This falls under the category of “who knew?”!
There is a long story to why I even tested this in the first place, but it’s not very interesting so I will spare you the details! Suffice it to say I’m evaluating some requirements for a client who is planning to add a significant volume of transactions to Dynamics GP (potential volume in the millions of transactions per year).
In a discussion, someone asked me “how big is the Journal Entry number field?”.
Great question! I can’t say I ever really looked at it, it is sufficiently large I never have needed to look.
The answer? It’s an 8 digit field, and the highest allowed number is 99,999,998 (oddly enough, 99,999,999 is not allowed, go figure!).
So like any other geek out there, my mind wandered to “what happens if you get to that number?”. I thought oh my, this conceivably could be an issue some day far down the road if this volume in fact translates to individual journal entries.
What Happens Next?
In almost any other area of GP, this usually means you may be, well, snookered. We’re trained to leave leading zeros in front of all sorts of “next number” fields for future growth.
Well with the Journal Entry number, after you post/save the document with JE# 99,999,998, it automatically reverts back to 1 or the lowest unused journal entry number not used in an open year.
That last “or” is an interesting one. If you test this in Fabrikam, assuming you haven’t manually closed any years, you will find this out.
The JE# cycle will start again at 1, in most cases, assuming you are a normal operation and have closed your years and are not running this many transactions through in the course of an open business year.
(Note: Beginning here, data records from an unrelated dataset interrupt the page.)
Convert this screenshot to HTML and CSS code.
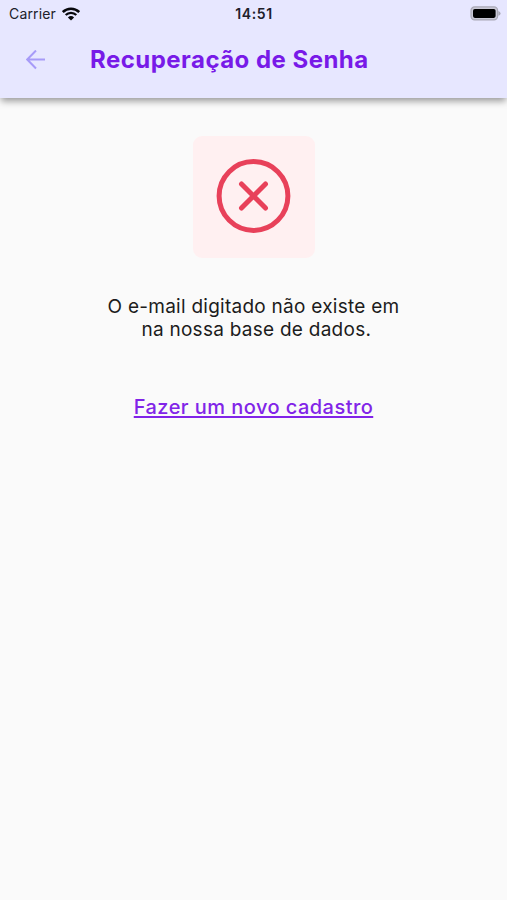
FILE: index.html
```html
<!DOCTYPE html>
<html lang="pt-BR">
<head>
  <meta charset="UTF-8"/>
  <meta name="viewport" content="width=device-width, initial-scale=1.0"/>
  <title>Recuperação de Senha</title>
  <link rel="stylesheet" href="styles.css">
</head>
<body>
  <header class="app-bar">
    <div class="status-bar">
      <div class="carrier">
        <span>Carrier</span>
        <svg class="wifi" viewBox="0 0 18 14" width="18" height="14">
          <path d="M0.8 5 A11.7 11.7 0 0 1 17.2 5" fill="none" stroke="#08080c" stroke-width="2.5"/>
          <path d="M3.7 8 A7.5 7.5 0 0 1 14.3 8" fill="none" stroke="#08080c" stroke-width="2.3"/>
          <path d="M9 13.6 L5.9 10.4 A4.6 4.6 0 0 1 12.1 10.4 Z" fill="#08080c"/>
        </svg>
      </div>
      <span class="time">14:51</span>
      <svg class="battery" viewBox="0 0 31 15" width="31" height="15">
        <rect x="1" y="0.9" width="26.6" height="13" rx="3.6" fill="#c9c8d6" stroke="#a9a8b5" stroke-width="1.2"/>
        <rect x="3" y="2.9" width="22.6" height="9" rx="1.8" fill="#000"/>
        <path d="M28.3 5 Q30.6 5.8 30.6 7.4 Q30.6 9 28.3 9.8 Z" fill="#a9a8b5"/>
      </svg>
    </div>
    <div class="toolbar">
      <a class="back" href="#" aria-label="Voltar">
        <svg viewBox="0 0 20 20" width="20" height="20">
          <path d="M19 9.5 H1.5 M10 0.5 L1.2 9.5 L10 18.5" fill="none" stroke="#a79bf8" stroke-width="2"/>
        </svg>
      </a>
      <h1>Recuperação de Senha</h1>
    </div>
  </header>

  <main class="content">
    <div class="error-box">
      <svg viewBox="0 0 76 76" width="76" height="76">
        <circle cx="37.5" cy="37" r="34.4" fill="none" stroke="#e8415a" stroke-width="5"/>
        <path d="M25.5 25 L49.5 49 M49.5 25 L25.5 49" fill="none" stroke="#e8415a" stroke-width="5" stroke-linecap="round"/>
      </svg>
    </div>
    <p class="message">O e-mail digitado não existe em<br>&nbsp;na nossa base de dados.</p>
    <a class="signup" href="#">Fazer um novo cadastro</a>
  </main>
</body>
</html>
```

FILE: styles.css
```css
body {
  margin:0; padding:0;
  min-height:100vh;
  font-family:'Inter',sans-serif;
  background:#fafafa;
  display:flex; flex-direction:column;
}

/* Header */
.app-bar {
  height:98px;
  background:#e7e7ff;
  box-shadow:0 4px 7px -1px rgba(0,0,0,0.4);
}
.status-bar {
  display:grid; grid-template-columns:1fr auto 1fr; align-items:center;
  height:27px; padding:0 6px 0 9px;
  color:#20202a; font-size:14px;
}
.carrier { display:flex; align-items:center; gap:6px; letter-spacing:.15px; }
.time { margin-left:-2px; font-weight:600; letter-spacing:.6px; }
.battery { justify-self:end; }

.toolbar {
  display:flex; align-items:center;
  height:65px; padding-left:26px;
}
.back { display:flex; width:64px; }
h1 {
  margin:0;
  font-size:24px; font-weight:650; letter-spacing:.47px;
  color:#781ae8;
}

/* Content */
.content {
  display:flex; flex-direction:column; align-items:center;
  padding-top:38px;
}
.error-box {
  display:flex; justify-content:center; align-items:center;
  width:122px; height:122px;
  background:#fff0f1; border-radius:9px;
}
.message {
  margin:37px 0 0;
  font-size:19px; line-height:23px; letter-spacing:.26px;
  text-align:center; color:#1c1c1c;
}
.signup {
  margin-top:54px;
  font-size:20px; line-height:24px; font-weight:500; letter-spacing:.45px;
  text-underline-offset:2px;
  color:#8124e8;
}
```
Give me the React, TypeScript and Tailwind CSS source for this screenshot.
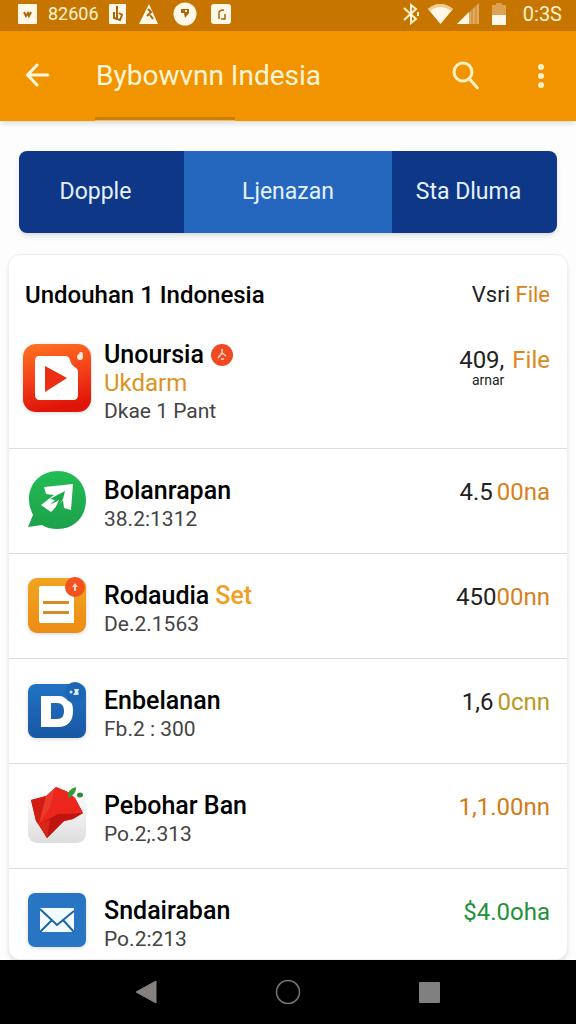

However, with Fabrikam (and it could happen anywhere), it so happens that in my sample data JE#1 to 4 were posted but in an open year. For those that don’t use Fabrikam much, it has a gazillion open fiscal years which usually people ignore (or fix) for their testing purposes.
So I closed the year 2014 and once JE#1 to 4 etc. was in history, I could use it again. Before closing the year it jumped to JE#5, and then after that to some number in the 60’s, and it would keep jumping to the lowest JE# not already used in the YTD open table.
If you try to re-use a JE# in an open year, it says this JE# has already been used.
I love learning something new, no matter how trivial is may seem! I doubt I will use this morsel of information often in my consulting but you never know!
(originally posted on www.kuntzconsulting.ca, and migrated to this site in October 2017)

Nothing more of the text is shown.